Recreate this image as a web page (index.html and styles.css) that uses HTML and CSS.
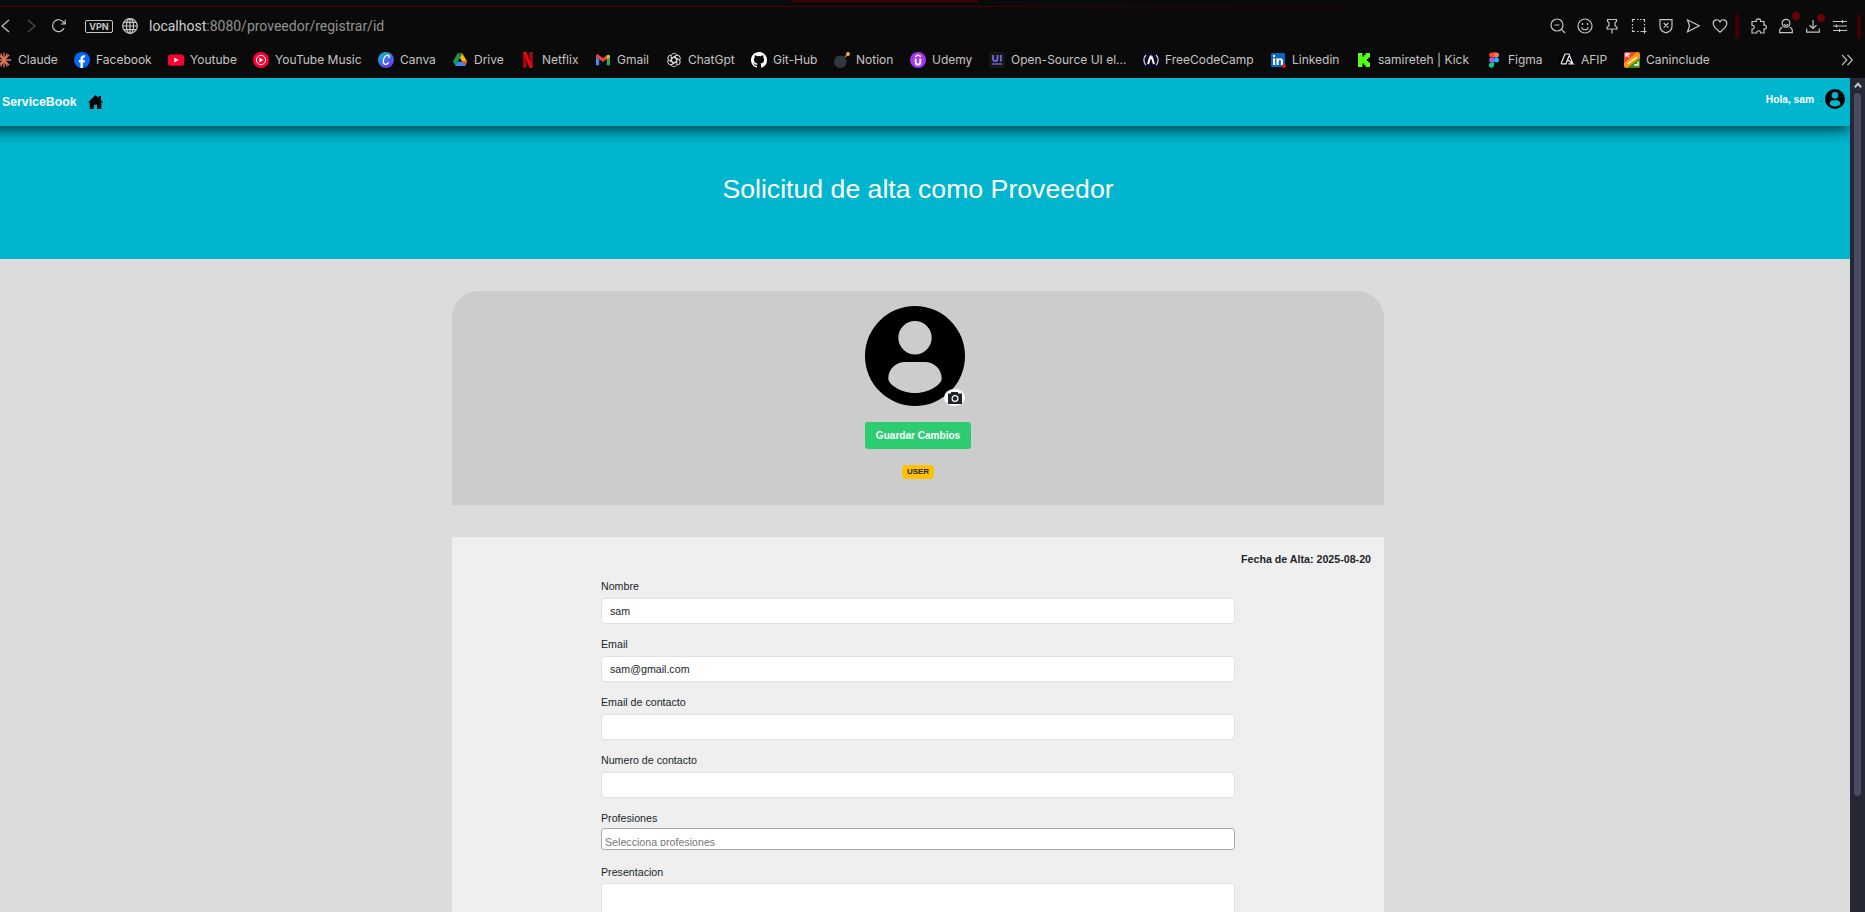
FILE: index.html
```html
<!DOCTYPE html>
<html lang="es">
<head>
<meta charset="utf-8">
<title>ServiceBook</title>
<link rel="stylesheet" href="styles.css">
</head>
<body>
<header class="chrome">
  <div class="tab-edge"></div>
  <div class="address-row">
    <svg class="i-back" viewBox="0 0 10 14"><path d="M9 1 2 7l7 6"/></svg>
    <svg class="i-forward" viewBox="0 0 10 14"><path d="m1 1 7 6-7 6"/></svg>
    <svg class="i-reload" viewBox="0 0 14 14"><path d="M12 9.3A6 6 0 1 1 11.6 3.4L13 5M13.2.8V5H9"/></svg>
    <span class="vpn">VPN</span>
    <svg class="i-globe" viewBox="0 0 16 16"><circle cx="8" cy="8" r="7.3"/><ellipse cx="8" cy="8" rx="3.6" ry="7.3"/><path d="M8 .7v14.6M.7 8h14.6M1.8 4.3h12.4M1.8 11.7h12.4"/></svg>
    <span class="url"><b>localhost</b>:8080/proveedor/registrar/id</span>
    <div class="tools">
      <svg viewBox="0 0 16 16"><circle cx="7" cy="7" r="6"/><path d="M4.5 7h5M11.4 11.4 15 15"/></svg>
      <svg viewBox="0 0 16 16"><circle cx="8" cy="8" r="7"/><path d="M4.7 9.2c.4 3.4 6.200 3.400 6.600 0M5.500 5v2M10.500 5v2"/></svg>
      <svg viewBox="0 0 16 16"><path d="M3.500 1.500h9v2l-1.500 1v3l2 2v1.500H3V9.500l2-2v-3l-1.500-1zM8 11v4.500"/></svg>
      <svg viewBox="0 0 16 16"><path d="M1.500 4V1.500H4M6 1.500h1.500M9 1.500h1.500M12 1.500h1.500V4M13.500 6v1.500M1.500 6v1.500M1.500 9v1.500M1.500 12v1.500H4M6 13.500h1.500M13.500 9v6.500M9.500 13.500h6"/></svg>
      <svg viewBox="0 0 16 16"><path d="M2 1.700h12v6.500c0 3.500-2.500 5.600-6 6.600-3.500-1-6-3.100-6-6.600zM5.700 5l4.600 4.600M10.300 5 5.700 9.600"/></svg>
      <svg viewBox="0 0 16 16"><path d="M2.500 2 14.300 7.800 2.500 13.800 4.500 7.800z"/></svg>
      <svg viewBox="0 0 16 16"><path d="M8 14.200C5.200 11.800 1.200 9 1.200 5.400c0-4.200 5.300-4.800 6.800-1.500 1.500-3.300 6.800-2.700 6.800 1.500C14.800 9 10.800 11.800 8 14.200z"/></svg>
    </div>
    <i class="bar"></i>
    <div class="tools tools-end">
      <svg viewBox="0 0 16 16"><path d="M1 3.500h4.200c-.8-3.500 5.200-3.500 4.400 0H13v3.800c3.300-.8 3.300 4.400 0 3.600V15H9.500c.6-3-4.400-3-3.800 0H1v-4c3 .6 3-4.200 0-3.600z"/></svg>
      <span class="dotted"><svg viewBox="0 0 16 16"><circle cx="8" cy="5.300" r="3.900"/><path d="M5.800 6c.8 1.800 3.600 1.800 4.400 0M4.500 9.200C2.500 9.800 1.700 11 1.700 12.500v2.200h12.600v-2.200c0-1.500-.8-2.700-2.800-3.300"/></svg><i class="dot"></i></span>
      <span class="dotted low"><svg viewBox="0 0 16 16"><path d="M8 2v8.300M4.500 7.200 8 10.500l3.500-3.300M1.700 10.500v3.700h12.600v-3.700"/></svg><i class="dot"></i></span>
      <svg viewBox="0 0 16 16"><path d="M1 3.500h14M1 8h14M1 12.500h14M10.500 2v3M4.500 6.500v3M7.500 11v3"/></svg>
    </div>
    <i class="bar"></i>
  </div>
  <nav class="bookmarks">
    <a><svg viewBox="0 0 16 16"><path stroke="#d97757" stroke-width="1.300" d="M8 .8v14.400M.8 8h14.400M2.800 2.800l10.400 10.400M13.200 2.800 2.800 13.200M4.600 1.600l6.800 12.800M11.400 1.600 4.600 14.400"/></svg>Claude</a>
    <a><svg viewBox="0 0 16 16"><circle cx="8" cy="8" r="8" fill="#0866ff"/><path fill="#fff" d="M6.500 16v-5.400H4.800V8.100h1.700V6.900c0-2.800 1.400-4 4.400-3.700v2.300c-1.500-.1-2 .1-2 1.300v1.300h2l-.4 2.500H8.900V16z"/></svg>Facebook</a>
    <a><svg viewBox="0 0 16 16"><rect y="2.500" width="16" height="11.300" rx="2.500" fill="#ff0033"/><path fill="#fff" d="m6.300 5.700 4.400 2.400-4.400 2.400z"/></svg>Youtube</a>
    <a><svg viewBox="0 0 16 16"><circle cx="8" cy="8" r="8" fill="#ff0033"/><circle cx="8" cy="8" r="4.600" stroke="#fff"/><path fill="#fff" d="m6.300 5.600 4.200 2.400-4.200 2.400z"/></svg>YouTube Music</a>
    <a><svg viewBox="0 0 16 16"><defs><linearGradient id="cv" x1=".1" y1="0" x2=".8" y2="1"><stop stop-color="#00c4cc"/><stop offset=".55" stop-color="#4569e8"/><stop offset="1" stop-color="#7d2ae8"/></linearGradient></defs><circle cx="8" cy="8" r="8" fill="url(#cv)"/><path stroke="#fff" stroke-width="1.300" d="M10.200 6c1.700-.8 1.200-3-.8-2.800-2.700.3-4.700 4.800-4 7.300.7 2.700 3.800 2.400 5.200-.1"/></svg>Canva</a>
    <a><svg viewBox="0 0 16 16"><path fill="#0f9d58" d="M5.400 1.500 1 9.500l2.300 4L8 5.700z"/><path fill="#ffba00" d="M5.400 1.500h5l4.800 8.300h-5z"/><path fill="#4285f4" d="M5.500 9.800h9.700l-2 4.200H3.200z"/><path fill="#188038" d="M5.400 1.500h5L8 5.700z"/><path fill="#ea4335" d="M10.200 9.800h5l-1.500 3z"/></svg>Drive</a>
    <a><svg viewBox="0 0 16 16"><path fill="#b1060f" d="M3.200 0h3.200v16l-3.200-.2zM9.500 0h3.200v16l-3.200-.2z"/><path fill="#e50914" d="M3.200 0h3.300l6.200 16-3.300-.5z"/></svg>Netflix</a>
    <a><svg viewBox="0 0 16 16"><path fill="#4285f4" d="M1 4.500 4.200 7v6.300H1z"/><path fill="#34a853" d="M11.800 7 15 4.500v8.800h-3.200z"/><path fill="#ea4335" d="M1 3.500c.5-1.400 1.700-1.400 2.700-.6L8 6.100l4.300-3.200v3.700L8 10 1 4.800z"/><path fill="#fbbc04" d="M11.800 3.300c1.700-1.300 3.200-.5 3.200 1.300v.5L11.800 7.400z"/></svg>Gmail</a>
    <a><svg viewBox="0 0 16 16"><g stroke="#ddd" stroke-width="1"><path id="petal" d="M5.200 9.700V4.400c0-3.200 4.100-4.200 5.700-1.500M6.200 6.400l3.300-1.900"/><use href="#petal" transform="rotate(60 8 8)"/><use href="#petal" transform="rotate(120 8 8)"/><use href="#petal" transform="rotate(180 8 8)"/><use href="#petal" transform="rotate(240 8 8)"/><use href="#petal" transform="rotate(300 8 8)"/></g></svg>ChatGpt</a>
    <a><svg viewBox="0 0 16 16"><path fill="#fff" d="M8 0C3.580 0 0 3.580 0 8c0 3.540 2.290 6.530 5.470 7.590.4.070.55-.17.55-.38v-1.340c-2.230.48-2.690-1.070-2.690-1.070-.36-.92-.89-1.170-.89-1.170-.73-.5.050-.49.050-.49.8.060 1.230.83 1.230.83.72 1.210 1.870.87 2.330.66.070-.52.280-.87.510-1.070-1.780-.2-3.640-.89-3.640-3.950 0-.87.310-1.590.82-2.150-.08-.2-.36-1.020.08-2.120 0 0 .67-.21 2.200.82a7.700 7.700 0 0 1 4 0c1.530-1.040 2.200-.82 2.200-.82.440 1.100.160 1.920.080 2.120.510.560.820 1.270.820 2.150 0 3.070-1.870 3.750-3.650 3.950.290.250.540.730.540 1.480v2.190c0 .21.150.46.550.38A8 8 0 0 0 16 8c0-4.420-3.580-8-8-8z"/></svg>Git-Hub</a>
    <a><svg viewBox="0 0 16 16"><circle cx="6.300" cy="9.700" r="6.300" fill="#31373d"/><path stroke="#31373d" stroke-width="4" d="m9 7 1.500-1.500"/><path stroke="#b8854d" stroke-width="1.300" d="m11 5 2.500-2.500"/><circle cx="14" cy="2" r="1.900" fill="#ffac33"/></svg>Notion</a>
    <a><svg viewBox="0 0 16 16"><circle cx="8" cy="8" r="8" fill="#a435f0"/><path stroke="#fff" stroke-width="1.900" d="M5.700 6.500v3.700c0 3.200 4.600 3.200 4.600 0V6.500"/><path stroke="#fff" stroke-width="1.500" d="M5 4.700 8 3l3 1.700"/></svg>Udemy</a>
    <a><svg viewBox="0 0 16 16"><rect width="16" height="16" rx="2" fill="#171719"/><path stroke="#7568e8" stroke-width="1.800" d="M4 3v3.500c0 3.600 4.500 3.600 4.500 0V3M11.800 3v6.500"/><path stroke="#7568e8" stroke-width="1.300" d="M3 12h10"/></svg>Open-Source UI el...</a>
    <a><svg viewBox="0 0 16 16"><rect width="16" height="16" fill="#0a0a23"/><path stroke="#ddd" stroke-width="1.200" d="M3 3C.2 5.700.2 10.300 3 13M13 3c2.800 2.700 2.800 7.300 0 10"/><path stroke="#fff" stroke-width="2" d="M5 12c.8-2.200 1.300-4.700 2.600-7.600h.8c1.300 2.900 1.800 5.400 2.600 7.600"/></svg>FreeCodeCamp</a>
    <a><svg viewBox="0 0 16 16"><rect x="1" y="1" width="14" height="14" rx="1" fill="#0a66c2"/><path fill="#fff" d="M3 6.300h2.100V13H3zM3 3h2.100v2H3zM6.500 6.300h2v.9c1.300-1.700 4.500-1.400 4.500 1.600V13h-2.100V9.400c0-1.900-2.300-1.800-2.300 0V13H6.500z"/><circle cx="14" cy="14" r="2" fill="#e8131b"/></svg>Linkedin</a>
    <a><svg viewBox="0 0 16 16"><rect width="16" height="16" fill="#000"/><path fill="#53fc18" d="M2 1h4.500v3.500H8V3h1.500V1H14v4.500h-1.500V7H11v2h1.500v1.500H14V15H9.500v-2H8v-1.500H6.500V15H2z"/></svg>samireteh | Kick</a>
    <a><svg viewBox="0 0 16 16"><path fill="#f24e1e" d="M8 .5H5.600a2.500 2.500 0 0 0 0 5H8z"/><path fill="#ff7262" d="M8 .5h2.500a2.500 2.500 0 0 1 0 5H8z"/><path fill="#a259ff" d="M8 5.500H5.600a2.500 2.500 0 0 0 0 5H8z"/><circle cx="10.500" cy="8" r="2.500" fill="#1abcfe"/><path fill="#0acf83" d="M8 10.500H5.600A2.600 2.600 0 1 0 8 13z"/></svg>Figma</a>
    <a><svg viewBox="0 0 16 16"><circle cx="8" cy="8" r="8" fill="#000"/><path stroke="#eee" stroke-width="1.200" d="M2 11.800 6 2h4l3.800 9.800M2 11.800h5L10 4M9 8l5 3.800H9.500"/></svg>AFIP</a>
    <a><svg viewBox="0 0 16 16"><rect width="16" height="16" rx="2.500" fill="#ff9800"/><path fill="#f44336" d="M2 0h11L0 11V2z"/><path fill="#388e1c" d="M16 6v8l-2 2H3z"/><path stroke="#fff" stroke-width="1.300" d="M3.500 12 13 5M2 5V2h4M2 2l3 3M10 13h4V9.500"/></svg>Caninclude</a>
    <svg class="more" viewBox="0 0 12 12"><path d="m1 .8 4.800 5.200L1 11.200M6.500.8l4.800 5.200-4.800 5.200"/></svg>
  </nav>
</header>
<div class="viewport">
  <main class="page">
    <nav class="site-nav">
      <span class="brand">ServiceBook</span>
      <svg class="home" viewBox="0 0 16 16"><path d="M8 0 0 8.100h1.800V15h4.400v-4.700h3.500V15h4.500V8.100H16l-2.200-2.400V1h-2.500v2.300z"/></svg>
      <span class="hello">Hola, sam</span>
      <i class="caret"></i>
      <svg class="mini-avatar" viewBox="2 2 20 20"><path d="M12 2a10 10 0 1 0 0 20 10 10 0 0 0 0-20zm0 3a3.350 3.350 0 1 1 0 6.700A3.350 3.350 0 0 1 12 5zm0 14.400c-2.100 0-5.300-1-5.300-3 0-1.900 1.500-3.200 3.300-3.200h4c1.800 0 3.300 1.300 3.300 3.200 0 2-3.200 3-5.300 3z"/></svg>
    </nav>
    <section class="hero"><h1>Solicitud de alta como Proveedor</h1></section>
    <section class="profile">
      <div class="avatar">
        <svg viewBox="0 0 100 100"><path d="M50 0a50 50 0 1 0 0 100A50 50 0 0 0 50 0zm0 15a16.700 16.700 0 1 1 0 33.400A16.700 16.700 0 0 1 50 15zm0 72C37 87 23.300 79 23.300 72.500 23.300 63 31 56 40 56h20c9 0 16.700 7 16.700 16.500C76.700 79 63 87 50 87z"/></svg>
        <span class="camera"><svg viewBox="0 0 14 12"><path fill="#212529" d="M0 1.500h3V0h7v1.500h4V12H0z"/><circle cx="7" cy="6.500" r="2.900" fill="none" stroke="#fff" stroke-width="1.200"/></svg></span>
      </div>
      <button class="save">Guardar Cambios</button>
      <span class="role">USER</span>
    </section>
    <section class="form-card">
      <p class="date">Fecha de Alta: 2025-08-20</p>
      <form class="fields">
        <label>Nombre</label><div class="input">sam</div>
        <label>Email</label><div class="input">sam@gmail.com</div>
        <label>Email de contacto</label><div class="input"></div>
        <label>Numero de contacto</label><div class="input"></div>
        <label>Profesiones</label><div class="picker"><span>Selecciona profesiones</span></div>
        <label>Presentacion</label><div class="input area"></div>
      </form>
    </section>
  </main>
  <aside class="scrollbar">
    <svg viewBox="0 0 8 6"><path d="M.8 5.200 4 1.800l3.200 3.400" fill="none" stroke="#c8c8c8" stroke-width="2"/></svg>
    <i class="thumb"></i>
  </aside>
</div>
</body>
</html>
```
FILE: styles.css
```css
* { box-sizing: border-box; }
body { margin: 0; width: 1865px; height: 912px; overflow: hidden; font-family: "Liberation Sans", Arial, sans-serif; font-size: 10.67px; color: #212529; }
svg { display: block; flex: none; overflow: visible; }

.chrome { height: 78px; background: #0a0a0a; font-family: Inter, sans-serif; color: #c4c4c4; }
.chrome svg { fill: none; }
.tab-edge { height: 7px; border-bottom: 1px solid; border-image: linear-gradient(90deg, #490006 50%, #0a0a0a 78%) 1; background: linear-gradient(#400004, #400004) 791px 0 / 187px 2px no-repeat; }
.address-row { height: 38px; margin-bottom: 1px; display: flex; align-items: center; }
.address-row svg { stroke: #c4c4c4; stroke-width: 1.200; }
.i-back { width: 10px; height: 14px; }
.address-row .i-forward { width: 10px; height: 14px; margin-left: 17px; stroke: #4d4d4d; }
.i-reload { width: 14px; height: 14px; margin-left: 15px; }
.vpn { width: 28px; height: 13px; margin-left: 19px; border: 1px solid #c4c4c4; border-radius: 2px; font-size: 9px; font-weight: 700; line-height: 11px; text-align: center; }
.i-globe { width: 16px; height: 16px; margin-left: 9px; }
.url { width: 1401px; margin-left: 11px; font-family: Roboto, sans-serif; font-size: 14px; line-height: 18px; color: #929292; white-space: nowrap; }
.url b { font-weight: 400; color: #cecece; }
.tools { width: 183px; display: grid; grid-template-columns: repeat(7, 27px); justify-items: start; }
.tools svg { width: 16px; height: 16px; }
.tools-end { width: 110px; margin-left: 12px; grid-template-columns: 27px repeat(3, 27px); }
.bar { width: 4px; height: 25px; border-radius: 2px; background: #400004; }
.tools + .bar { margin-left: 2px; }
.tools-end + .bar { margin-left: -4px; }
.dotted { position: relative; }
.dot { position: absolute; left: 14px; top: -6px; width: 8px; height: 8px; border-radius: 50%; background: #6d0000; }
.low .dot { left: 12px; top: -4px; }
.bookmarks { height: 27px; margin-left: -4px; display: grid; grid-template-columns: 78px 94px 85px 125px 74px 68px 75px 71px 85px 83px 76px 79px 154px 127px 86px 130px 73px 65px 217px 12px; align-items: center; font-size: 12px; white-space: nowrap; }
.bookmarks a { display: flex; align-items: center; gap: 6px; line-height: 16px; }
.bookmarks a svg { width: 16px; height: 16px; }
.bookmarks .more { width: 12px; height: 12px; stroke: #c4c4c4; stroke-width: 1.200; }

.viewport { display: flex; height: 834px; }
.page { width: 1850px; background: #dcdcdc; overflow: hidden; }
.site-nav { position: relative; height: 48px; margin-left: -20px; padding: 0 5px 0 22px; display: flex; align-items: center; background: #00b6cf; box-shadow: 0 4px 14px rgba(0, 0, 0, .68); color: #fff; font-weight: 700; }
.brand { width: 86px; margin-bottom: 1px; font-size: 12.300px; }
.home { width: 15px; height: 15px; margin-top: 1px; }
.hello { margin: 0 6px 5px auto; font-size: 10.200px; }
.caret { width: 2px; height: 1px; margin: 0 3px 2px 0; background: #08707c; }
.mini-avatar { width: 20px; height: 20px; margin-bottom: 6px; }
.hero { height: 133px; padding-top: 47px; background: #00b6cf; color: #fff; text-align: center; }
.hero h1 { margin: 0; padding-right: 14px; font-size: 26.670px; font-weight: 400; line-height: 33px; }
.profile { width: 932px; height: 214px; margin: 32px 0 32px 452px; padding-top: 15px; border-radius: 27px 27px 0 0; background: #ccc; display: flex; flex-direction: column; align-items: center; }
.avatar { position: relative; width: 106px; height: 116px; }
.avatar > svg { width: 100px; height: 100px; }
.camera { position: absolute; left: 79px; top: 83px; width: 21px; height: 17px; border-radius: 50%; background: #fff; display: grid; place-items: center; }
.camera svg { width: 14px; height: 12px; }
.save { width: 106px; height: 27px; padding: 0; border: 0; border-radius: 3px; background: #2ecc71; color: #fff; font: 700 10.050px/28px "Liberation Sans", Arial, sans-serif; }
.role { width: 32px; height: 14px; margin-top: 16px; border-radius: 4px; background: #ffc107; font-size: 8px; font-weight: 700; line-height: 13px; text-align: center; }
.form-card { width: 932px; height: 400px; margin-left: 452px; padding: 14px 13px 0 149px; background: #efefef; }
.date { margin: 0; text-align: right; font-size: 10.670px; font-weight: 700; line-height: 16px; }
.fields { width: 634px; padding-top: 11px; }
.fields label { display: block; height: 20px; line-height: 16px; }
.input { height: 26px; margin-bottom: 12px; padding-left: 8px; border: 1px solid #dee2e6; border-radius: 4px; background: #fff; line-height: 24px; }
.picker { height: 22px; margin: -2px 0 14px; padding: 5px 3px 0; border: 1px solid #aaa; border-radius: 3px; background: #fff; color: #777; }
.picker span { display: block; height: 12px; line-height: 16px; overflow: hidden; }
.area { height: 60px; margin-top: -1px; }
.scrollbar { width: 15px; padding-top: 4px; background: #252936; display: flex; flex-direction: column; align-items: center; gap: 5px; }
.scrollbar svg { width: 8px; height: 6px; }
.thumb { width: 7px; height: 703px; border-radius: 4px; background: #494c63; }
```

▶ _YOUR OBJECTIVE_:
Search the lines above for the string "image" and copy each line that has it.

▶ _WORKED SOLUTION_:
Recreate this image as a web page (index.html and styles.css) that uses HTML and CSS.
.tab-edge { height: 7px; border-bottom: 1px solid; border-image: linear-gradient(90deg, #490006 50%, #0a0a0a 78%) 1; background: linear-gradient(#400004, #400004) 791px 0 / 187px 2px no-repeat; }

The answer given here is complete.